-- The task --
Collect all lines from the records below that include the word "screenshot".

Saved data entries
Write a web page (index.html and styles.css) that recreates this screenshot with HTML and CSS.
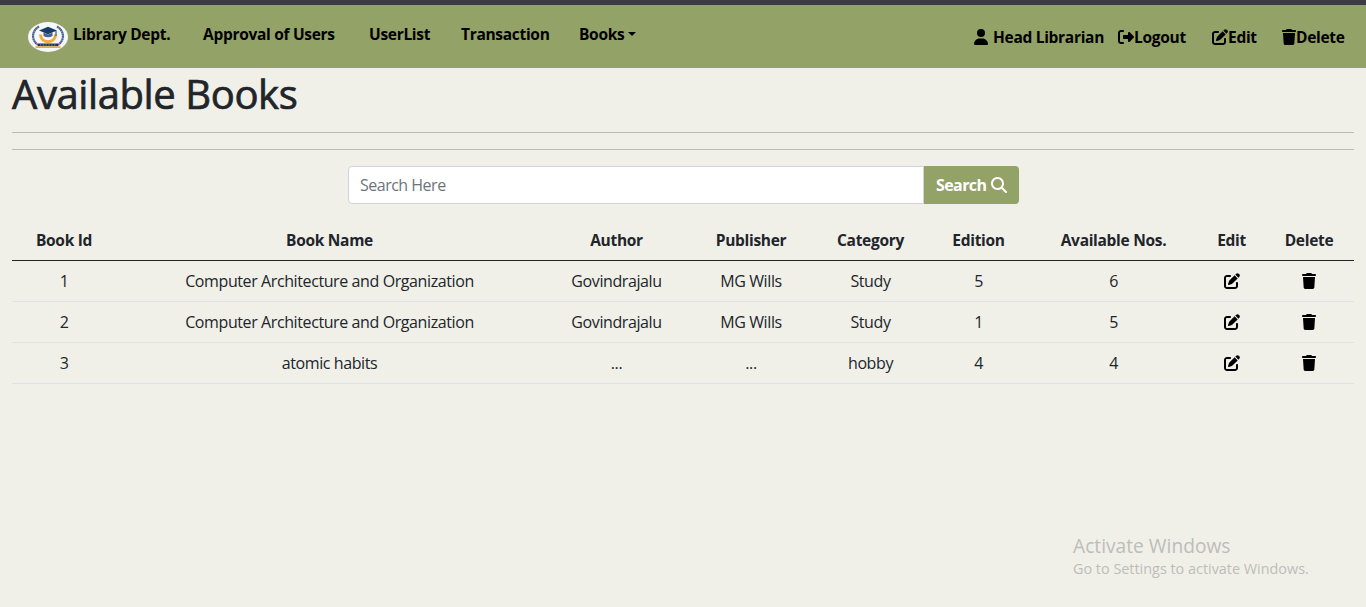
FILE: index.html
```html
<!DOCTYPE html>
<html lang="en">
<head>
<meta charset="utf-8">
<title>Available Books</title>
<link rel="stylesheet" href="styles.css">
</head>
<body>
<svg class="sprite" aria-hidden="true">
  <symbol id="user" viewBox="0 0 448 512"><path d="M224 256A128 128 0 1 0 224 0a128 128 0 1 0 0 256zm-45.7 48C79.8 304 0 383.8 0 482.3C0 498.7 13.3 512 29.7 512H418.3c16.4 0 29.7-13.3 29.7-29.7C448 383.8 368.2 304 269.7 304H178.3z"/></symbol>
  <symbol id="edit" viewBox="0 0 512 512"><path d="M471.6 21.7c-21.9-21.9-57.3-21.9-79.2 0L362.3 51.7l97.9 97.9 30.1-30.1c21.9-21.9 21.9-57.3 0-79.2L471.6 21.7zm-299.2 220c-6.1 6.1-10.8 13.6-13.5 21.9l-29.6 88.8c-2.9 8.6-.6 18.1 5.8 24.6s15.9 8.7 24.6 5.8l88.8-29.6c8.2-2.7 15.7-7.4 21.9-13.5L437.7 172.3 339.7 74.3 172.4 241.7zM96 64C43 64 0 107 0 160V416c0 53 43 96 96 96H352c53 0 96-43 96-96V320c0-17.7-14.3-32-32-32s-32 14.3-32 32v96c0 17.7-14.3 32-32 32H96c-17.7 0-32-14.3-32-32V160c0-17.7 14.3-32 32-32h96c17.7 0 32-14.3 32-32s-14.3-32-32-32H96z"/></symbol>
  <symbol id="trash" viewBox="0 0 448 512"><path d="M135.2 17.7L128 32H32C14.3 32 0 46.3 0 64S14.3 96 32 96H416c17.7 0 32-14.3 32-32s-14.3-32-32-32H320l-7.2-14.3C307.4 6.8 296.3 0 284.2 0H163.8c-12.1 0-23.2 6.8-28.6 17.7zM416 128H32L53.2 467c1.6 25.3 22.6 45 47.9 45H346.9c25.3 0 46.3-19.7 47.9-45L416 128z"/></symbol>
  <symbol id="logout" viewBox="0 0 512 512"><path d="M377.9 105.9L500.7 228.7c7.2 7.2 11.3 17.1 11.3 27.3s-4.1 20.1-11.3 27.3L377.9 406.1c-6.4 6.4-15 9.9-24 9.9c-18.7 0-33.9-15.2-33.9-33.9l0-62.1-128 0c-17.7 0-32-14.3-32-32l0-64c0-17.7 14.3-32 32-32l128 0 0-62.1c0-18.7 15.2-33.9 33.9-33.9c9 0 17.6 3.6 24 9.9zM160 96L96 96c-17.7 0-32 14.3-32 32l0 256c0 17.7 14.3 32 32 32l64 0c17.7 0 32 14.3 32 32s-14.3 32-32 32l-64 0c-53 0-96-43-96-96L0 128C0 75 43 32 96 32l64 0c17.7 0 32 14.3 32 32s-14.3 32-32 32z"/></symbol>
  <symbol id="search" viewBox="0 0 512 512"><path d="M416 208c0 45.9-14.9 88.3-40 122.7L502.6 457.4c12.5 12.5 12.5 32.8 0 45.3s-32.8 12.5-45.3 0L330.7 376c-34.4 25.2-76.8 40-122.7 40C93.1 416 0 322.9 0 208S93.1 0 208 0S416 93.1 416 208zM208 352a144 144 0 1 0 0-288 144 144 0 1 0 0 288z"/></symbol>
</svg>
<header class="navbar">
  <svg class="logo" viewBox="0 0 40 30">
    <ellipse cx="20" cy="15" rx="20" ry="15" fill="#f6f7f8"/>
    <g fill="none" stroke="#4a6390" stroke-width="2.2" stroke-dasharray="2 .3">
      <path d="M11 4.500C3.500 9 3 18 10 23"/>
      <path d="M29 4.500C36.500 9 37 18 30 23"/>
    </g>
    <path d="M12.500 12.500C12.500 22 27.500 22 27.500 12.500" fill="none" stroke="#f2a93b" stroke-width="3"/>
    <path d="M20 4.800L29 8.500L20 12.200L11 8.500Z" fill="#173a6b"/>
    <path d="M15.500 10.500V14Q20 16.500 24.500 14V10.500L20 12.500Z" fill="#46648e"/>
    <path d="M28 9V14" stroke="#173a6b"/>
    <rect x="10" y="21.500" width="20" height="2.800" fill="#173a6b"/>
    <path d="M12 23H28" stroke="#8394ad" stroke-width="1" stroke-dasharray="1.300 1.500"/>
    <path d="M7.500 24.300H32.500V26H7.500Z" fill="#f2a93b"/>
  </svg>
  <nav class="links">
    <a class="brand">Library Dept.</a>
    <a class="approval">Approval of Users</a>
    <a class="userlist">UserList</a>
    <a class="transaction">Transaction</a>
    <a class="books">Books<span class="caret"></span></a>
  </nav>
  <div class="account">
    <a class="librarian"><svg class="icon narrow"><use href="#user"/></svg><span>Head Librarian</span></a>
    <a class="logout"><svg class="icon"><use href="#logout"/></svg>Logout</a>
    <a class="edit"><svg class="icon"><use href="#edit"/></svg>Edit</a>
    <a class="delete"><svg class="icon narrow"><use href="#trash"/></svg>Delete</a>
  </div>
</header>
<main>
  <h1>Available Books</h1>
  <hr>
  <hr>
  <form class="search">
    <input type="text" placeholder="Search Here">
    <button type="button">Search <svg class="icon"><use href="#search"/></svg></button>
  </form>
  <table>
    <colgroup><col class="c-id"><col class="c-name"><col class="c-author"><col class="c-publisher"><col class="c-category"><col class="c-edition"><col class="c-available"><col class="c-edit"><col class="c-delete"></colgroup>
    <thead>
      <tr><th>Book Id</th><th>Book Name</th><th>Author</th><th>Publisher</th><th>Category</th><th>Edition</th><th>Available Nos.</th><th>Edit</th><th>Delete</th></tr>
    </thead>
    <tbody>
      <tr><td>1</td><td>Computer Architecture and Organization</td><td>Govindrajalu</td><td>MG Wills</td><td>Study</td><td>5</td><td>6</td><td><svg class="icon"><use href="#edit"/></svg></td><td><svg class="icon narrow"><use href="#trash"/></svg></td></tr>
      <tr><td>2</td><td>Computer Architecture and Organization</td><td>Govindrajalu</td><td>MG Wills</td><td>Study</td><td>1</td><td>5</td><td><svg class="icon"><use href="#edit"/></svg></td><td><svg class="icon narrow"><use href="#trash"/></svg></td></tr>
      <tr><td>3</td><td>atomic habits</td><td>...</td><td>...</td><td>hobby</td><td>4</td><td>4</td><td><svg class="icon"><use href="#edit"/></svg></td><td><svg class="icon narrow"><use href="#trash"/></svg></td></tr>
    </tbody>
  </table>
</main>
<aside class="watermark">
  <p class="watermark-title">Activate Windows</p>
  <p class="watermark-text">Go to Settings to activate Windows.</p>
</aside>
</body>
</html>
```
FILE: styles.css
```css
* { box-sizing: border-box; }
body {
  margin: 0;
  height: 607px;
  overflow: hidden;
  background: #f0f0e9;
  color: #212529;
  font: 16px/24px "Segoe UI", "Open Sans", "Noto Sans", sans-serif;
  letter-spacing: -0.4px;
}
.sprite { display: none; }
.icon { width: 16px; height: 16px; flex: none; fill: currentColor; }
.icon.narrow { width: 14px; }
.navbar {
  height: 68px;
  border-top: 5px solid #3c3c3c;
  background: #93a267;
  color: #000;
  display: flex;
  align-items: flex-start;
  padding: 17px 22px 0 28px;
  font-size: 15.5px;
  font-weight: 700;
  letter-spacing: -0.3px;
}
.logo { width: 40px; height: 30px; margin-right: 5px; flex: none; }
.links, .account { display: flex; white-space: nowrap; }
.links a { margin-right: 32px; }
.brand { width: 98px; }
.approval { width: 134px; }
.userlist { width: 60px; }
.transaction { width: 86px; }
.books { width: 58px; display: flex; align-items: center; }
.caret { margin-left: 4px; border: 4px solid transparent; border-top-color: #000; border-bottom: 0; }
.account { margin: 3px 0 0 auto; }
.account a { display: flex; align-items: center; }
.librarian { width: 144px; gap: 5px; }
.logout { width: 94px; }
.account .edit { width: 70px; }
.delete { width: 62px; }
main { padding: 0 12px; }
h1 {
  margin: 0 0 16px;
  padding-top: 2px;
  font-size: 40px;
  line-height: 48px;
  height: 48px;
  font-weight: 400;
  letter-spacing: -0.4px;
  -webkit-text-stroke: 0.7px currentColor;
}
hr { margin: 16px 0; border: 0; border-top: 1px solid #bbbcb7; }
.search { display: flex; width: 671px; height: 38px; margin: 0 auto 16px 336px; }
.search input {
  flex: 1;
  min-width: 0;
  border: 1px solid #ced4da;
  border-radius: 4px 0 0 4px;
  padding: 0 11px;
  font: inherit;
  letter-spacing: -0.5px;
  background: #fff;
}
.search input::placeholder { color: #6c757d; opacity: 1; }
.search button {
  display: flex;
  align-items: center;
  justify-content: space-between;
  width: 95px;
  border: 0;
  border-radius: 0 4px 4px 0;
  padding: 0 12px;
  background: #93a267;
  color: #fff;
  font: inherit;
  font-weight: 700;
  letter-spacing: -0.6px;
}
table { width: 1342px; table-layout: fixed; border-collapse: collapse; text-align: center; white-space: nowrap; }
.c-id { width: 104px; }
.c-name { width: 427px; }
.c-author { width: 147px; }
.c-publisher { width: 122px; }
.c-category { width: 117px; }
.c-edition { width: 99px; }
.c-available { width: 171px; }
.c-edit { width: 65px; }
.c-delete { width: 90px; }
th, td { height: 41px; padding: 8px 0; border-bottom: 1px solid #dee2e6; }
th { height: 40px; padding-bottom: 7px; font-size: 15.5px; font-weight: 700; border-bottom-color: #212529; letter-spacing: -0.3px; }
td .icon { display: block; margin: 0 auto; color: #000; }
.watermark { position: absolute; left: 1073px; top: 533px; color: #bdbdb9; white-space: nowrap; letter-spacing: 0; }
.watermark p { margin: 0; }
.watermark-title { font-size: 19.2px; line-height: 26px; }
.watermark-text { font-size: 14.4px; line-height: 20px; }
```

---

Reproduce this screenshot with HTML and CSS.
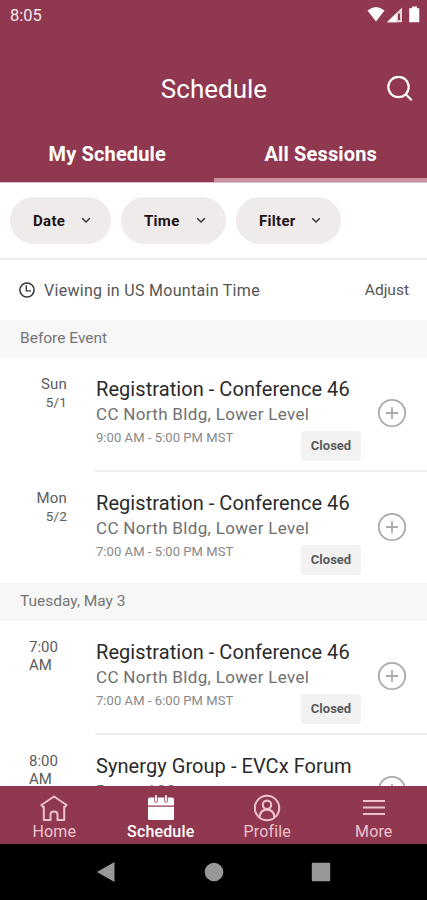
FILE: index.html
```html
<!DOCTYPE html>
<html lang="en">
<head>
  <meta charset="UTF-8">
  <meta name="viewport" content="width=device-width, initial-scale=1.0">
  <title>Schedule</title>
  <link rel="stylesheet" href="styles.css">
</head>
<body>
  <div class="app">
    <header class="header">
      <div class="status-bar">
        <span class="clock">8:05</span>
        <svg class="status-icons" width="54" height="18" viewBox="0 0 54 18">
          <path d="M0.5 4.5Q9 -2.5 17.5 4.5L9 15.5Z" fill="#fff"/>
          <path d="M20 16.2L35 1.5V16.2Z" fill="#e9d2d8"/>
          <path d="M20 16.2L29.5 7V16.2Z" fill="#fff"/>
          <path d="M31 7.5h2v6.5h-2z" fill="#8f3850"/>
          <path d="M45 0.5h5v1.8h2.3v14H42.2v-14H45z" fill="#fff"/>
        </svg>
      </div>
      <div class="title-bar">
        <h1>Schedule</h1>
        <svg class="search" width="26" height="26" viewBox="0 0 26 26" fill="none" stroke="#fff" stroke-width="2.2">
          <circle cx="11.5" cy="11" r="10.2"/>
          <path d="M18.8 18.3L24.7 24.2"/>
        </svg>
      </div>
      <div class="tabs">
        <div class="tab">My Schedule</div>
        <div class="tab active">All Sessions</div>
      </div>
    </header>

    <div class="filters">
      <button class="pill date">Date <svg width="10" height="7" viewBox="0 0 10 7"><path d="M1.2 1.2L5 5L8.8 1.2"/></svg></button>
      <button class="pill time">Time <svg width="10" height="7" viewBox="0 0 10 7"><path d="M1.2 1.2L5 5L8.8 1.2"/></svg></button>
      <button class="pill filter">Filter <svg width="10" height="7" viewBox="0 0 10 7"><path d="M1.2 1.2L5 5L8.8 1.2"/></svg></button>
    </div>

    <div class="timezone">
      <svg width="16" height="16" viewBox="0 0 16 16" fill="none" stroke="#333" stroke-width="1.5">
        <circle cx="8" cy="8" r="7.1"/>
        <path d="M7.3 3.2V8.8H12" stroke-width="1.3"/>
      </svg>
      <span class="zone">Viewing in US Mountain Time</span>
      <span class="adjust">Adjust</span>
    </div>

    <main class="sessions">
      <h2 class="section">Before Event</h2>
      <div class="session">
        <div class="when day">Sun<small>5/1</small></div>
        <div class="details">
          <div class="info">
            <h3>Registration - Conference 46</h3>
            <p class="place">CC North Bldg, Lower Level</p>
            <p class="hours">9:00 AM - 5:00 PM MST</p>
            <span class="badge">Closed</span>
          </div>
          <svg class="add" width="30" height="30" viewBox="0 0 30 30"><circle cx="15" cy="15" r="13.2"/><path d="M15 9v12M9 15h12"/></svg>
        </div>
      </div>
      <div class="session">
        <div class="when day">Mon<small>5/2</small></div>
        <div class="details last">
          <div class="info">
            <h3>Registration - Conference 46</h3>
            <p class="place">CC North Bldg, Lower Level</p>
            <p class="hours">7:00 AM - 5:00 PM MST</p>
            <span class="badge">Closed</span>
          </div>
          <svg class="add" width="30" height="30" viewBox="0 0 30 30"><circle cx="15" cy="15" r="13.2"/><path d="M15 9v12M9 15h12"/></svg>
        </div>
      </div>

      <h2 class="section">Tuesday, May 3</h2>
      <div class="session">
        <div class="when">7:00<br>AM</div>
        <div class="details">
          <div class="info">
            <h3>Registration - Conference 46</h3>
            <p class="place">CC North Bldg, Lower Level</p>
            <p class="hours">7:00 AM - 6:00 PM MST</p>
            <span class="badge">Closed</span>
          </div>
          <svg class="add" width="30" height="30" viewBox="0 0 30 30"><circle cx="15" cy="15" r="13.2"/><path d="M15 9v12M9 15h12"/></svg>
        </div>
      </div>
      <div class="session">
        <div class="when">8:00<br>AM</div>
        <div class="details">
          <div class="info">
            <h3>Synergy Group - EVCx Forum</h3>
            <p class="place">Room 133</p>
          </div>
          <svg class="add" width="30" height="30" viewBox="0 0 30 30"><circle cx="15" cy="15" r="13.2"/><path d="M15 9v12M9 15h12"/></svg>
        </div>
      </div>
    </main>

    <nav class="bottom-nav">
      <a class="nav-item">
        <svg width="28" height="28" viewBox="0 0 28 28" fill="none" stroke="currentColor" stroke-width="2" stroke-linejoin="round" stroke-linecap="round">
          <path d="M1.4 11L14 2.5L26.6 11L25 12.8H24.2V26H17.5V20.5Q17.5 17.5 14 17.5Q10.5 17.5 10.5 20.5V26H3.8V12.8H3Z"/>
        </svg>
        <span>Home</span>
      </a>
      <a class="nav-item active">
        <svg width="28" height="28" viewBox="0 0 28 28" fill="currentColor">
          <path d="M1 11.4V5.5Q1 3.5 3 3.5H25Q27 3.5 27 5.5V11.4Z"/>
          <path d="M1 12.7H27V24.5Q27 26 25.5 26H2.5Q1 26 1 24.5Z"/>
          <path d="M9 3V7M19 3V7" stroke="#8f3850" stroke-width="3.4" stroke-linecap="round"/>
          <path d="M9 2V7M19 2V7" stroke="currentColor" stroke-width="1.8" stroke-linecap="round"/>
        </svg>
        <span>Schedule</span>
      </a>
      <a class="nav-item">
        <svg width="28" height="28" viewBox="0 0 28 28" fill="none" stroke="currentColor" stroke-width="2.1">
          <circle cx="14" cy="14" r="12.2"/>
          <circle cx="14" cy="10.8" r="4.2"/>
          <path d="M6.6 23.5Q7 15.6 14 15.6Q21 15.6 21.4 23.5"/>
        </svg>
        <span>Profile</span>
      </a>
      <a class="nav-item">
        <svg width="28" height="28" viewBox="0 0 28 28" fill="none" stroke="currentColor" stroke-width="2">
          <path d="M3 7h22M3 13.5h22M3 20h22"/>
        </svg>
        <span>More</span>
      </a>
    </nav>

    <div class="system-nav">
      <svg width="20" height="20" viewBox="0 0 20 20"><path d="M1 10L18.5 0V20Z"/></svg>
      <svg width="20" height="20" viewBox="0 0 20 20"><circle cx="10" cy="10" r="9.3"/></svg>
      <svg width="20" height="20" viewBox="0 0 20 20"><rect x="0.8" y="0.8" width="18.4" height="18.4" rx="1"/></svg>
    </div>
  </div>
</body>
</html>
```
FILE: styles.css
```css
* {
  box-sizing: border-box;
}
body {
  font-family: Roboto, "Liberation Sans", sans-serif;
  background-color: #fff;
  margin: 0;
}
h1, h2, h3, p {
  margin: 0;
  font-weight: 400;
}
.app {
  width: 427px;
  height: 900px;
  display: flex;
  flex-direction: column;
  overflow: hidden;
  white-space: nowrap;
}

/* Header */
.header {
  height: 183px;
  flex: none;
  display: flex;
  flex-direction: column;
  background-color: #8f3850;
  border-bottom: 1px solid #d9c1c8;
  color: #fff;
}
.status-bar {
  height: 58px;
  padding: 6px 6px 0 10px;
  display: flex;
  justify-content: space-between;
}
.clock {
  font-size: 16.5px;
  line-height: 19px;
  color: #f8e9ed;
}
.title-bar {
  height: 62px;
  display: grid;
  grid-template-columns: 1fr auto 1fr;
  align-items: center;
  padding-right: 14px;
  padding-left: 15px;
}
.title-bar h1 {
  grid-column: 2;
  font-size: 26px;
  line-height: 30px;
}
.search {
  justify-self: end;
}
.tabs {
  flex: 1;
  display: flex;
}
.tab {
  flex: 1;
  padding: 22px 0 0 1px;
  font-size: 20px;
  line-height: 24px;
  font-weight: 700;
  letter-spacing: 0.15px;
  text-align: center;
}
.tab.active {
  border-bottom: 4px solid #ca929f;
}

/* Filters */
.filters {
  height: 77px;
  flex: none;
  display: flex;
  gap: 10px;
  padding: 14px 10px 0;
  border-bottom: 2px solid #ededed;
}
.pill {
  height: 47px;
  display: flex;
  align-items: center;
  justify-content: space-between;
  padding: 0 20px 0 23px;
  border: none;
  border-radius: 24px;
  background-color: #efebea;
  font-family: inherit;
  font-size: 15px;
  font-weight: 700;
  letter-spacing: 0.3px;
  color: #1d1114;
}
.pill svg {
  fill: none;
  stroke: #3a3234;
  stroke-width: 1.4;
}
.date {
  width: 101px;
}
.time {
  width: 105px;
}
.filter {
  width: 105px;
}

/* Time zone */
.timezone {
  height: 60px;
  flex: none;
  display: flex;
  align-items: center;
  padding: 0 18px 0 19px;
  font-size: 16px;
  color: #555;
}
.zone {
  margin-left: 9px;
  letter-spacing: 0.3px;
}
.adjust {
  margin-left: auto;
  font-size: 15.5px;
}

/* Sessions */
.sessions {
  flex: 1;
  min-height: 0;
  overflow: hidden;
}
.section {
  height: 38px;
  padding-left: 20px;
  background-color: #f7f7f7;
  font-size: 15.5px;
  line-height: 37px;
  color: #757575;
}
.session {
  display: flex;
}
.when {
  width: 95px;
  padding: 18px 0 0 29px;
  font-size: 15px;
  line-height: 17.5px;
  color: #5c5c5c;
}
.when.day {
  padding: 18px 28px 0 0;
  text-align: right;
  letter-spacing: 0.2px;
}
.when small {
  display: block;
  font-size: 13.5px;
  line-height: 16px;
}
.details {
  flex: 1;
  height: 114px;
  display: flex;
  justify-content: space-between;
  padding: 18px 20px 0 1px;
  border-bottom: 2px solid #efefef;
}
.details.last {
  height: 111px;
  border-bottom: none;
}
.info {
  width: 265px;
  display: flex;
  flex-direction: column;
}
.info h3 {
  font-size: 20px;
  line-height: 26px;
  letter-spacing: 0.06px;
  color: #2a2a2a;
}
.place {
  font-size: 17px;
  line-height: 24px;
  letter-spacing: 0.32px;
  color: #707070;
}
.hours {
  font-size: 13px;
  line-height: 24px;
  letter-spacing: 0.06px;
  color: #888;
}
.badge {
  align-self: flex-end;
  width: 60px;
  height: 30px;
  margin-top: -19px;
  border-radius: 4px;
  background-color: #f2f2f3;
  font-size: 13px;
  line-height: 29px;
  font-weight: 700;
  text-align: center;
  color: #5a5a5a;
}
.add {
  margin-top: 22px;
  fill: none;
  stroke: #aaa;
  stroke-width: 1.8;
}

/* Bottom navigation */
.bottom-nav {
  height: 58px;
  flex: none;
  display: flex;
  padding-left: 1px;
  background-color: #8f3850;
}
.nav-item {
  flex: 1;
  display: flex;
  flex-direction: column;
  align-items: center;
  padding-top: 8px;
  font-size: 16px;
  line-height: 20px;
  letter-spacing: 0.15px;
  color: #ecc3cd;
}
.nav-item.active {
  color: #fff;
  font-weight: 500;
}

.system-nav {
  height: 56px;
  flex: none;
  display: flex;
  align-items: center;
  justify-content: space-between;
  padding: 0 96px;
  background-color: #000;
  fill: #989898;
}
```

-- Response to the exercise --
Write a web page (index.html and styles.css) that recreates this screenshot with HTML and CSS.
Reproduce this screenshot with HTML and CSS.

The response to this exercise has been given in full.